◆ DATA SECTION
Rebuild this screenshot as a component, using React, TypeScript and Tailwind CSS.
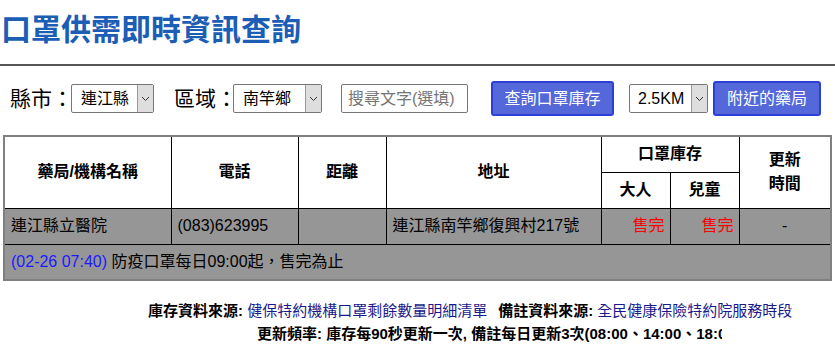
const font = "font-['Liberation_Sans','Noto_Sans_CJK_TC',sans-serif]";

function Chevron() {
  return (
    <svg width="9" height="6" viewBox="0 0 9 6" fill="none">
      <polyline points="1,1 4.5,4.5 8,1" stroke="#333" strokeWidth="1" />
    </svg>
  );
}

function FakeSelect({ value, width, pad }: { value: string; width: string; pad: string }) {
  return (
    <div className={`flex h-[29px] ${width} items-stretch rounded-[2px] border border-[#767676] bg-white`}>
      <div className={`flex flex-1 items-center ${pad} text-[16px] text-black`}>{value}</div>
      <div className="flex w-[16px] items-center justify-center border-l border-[#999] bg-[#dedede]">
        <Chevron />
      </div>
    </div>
  );
}

export default function App() {
  return (
    <div className={`${font} h-[348px] w-[835px] overflow-hidden bg-white text-black`}>
      <h1 className="pl-[1px] pt-[15px] text-[30px] font-bold leading-none text-[#1c5db6]">
        口罩供需即時資訊查詢
      </h1>
      <div className="mt-[19px] h-[2px] bg-[#555]" />

      <div className="mt-[15px] flex h-[35px] items-center">
        <span className="ml-[10px] w-[61px] whitespace-nowrap text-[21px] leading-none">縣市：</span>
        <FakeSelect value="連江縣" width="w-[83px]" pad="pl-[9px]" />
        <span className="ml-[20px] w-[59px] whitespace-nowrap text-[21px] leading-none">區域：</span>
        <FakeSelect value="南竿鄉" width="w-[89px]" pad="pl-[9px]" />
        <div className="ml-[19px] flex h-[29px] w-[127px] items-center rounded-[2px] border border-[#767676] pl-[6px] text-[16px] text-[#757575]">
          搜尋文字(選填)
        </div>
        <button className="ml-[23px] h-[35px] w-[123px] rounded-[3px] border-2 border-[#2b3fd6] bg-[#5468d9] text-[16px] text-white">
          查詢口罩庫存
        </button>
        <div className="ml-[15px]">
          <FakeSelect value="2.5KM" width="w-[79px]" pad="pl-[8px]" />
        </div>
        <button className="ml-[5px] h-[35px] w-[108px] rounded-[3px] border-2 border-[#2b3fd6] bg-[#5468d9] text-[16px] text-white">
          附近的藥局
        </button>
      </div>

      <table className="ml-[3px] mt-[19px] w-[827px] table-fixed border-collapse border-2 border-[#808080] text-[16px]">
        <colgroup>
          <col className="w-[167px]" />
          <col className="w-[127px]" />
          <col className="w-[88px]" />
          <col className="w-[215px]" />
          <col className="w-[69px]" />
          <col className="w-[69px]" />
          <col className="w-[92px]" />
        </colgroup>
        <thead>
          <tr className="h-[36px] bg-white">
            <th rowSpan={2} className="border border-black font-bold">藥局/機構名稱</th>
            <th rowSpan={2} className="border border-black font-bold">電話</th>
            <th rowSpan={2} className="border border-black font-bold">距離</th>
            <th rowSpan={2} className="border border-black font-bold">地址</th>
            <th colSpan={2} className="border border-black font-bold">口罩庫存</th>
            <th rowSpan={2} className="border border-black font-bold leading-[24px]">
              更新
              <br />
              時間
            </th>
          </tr>
          <tr className="h-[36px] bg-white">
            <th className="border border-black font-bold">大人</th>
            <th className="border border-black font-bold">兒童</th>
          </tr>
        </thead>
        <tbody>
          <tr className="h-[36px] bg-[#969696]">
            <td className="border border-black px-[6px]">連江縣立醫院</td>
            <td className="border border-black px-[6px]">(083)623995</td>
            <td className="border border-black px-[6px]"></td>
            <td className="border border-black px-[6px]">連江縣南竿鄉復興村217號</td>
            <td className="border border-black px-[5px] text-right text-[#ff0000]">售完</td>
            <td className="border border-black px-[5px] text-right text-[#ff0000]">售完</td>
            <td className="border border-black text-center">-</td>
          </tr>
          <tr className="h-[36px] bg-[#969696]">
            <td colSpan={7} className="border border-black px-[6px]">
              <span className="text-[#1a1aff]">(02-26 07:40)</span> 防疫口罩每日09:00起，售完為止
            </td>
          </tr>
        </tbody>
      </table>

      <div className="mt-[18px] text-[15px] leading-[23px]">
        <div className="whitespace-nowrap pl-[148px]">
          <span className="font-bold">庫存資料來源: </span>
          <span className="text-[#1a1a8c]">健保特約機構口罩剩餘數量明細清單</span>
          <span className="ml-[11px] font-bold">備註資料來源: </span>
          <span className="text-[#1a1a8c]">全民健康保險特約院服務時段</span>
        </div>
        <div className="ml-[257px] w-[465px] overflow-hidden whitespace-nowrap font-bold">
          更新頻率: 庫存每90秒更新一次, 備註每日更新3次(08:00、14:00、18:00)
        </div>
      </div>
    </div>
  );
}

◆ DO THIS
Quote the data exactly, leaving every image out of the copy.

◆ ANSWER TO THE EXERCISE
Rebuild this screenshot as a component, using React, TypeScript and Tailwind CSS.
const font = "font-['Liberation_Sans','Noto_Sans_CJK_TC',sans-serif]";

function Chevron() {
  return (
    <svg width="9" height="6" viewBox="0 0 9 6" fill="none">
      <polyline points="1,1 4.5,4.5 8,1" stroke="#333" strokeWidth="1" />
    </svg>
  );
}

function FakeSelect({ value, width, pad }: { value: string; width: string; pad: string }) {
  return (
    <div className={`flex h-[29px] ${width} items-stretch rounded-[2px] border border-[#767676] bg-white`}>
      <div className={`flex flex-1 items-center ${pad} text-[16px] text-black`}>{value}</div>
      <div className="flex w-[16px] items-center justify-center border-l border-[#999] bg-[#dedede]">
        <Chevron />
      </div>
    </div>
  );
}

export default function App() {
  return (
    <div className={`${font} h-[348px] w-[835px] overflow-hidden bg-white text-black`}>
      <h1 className="pl-[1px] pt-[15px] text-[30px] font-bold leading-none text-[#1c5db6]">
        口罩供需即時資訊查詢
      </h1>
      <div className="mt-[19px] h-[2px] bg-[#555]" />

      <div className="mt-[15px] flex h-[35px] items-center">
        <span className="ml-[10px] w-[61px] whitespace-nowrap text-[21px] leading-none">縣市：</span>
        <FakeSelect value="連江縣" width="w-[83px]" pad="pl-[9px]" />
        <span className="ml-[20px] w-[59px] whitespace-nowrap text-[21px] leading-none">區域：</span>
        <FakeSelect value="南竿鄉" width="w-[89px]" pad="pl-[9px]" />
        <div className="ml-[19px] flex h-[29px] w-[127px] items-center rounded-[2px] border border-[#767676] pl-[6px] text-[16px] text-[#757575]">
          搜尋文字(選填)
        </div>
        <button className="ml-[23px] h-[35px] w-[123px] rounded-[3px] border-2 border-[#2b3fd6] bg-[#5468d9] text-[16px] text-white">
          查詢口罩庫存
        </button>
        <div className="ml-[15px]">
          <FakeSelect value="2.5KM" width="w-[79px]" pad="pl-[8px]" />
        </div>
        <button className="ml-[5px] h-[35px] w-[108px] rounded-[3px] border-2 border-[#2b3fd6] bg-[#5468d9] text-[16px] text-white">
          附近的藥局
        </button>
      </div>

      <table className="ml-[3px] mt-[19px] w-[827px] table-fixed border-collapse border-2 border-[#808080] text-[16px]">
        <colgroup>
          <col className="w-[167px]" />
          <col className="w-[127px]" />
          <col className="w-[88px]" />
          <col className="w-[215px]" />
          <col className="w-[69px]" />
          <col className="w-[69px]" />
          <col className="w-[92px]" />
        </colgroup>
        <thead>
          <tr className="h-[36px] bg-white">
            <th rowSpan={2} className="border border-black font-bold">藥局/機構名稱</th>
            <th rowSpan={2} className="border border-black font-bold">電話</th>
            <th rowSpan={2} className="border border-black font-bold">距離</th>
            <th rowSpan={2} className="border border-black font-bold">地址</th>
            <th colSpan={2} className="border border-black font-bold">口罩庫存</th>
            <th rowSpan={2} className="border border-black font-bold leading-[24px]">
              更新
              <br />
              時間
            </th>
          </tr>
          <tr className="h-[36px] bg-white">
            <th className="border border-black font-bold">大人</th>
            <th className="border border-black font-bold">兒童</th>
          </tr>
        </thead>
        <tbody>
          <tr className="h-[36px] bg-[#969696]">
            <td className="border border-black px-[6px]">連江縣立醫院</td>
            <td className="border border-black px-[6px]">(083)623995</td>
            <td className="border border-black px-[6px]"></td>
            <td className="border border-black px-[6px]">連江縣南竿鄉復興村217號</td>
            <td className="border border-black px-[5px] text-right text-[#ff0000]">售完</td>
            <td className="border border-black px-[5px] text-right text-[#ff0000]">售完</td>
            <td className="border border-black text-center">-</td>
          </tr>
          <tr className="h-[36px] bg-[#969696]">
            <td colSpan={7} className="border border-black px-[6px]">
              <span className="text-[#1a1aff]">(02-26 07:40)</span> 防疫口罩每日09:00起，售完為止
            </td>
          </tr>
        </tbody>
      </table>

      <div className="mt-[18px] text-[15px] leading-[23px]">
        <div className="whitespace-nowrap pl-[148px]">
          <span className="font-bold">庫存資料來源: </span>
          <span className="text-[#1a1a8c]">健保特約機構口罩剩餘數量明細清單</span>
          <span className="ml-[11px] font-bold">備註資料來源: </span>
          <span className="text-[#1a1a8c]">全民健康保險特約院服務時段</span>
        </div>
        <div className="ml-[257px] w-[465px] overflow-hidden whitespace-nowrap font-bold">
          更新頻率: 庫存每90秒更新一次, 備註每日更新3次(08:00、14:00、18:00)
        </div>
      </div>
    </div>
  );
}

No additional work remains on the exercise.